Robust Model Predictive Controller Using Recurrent Neural Networks for Input–Output Linear Parameter Varying Systems

Abstract

This paper develops a model predictive controller (MPC) for constrained nonlinear MIMO systems subjected to bounded disturbances. A linear parameter varying (LPV) model assists MPC in dealing with nonlinear dynamics. In this study, the nonlinear process is represented by an LPV using past input–output information (LPV-IO). Two primary objectives of this study are to reduce online computational load compared with the existing literature of MPC with an LPV-IO model and to confirm the robustness of the controller in the presence of disturbance. For the first goal, a recurrent neural network (RNN) is employed to solve real-time optimization problems with lower online computation.
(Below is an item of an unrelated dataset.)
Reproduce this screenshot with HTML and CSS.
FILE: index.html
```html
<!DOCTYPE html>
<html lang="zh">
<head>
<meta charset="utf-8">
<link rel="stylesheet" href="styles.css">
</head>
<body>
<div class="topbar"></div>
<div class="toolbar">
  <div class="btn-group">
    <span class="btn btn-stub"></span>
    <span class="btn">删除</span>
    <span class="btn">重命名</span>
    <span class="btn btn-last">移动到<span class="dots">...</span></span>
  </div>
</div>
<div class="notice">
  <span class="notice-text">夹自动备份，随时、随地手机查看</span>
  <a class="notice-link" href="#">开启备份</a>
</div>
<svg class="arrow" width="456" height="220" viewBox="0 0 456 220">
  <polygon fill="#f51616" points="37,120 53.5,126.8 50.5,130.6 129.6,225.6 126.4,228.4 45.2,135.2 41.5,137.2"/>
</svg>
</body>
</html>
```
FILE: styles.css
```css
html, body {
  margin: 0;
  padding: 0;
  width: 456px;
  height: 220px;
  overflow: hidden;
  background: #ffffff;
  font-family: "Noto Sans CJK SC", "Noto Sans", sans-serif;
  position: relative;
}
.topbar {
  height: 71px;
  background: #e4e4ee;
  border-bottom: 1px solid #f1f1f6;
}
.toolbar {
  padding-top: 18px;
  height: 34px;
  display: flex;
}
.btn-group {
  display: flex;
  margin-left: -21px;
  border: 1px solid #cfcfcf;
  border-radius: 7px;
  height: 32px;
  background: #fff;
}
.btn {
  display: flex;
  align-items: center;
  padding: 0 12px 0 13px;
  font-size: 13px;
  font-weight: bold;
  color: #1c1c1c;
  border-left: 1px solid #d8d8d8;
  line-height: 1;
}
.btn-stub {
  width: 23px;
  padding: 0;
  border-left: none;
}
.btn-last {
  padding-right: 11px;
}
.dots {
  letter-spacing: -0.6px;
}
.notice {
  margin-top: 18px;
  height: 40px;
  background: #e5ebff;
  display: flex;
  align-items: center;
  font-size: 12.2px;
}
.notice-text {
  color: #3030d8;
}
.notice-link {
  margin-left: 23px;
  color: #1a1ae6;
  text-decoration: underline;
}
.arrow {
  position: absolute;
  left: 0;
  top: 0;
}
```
Regarding robustness, a new control law is developed, which comprises a fixed control gain (K) and a free perturbation (C). The proposed method enjoys a shrunken conservatism owing to the finding of a larger possible terminal region and using free control moves. The strategy is examined in an alkylation of benzene process and displays outstanding performance in both setpoint tracking and disturbance rejection problems. Moreover, the superiority of RNN over three conventional optimization algorithms is underlined in terms of MSE, the average time for solving the optimization problem, and the value of the cost function.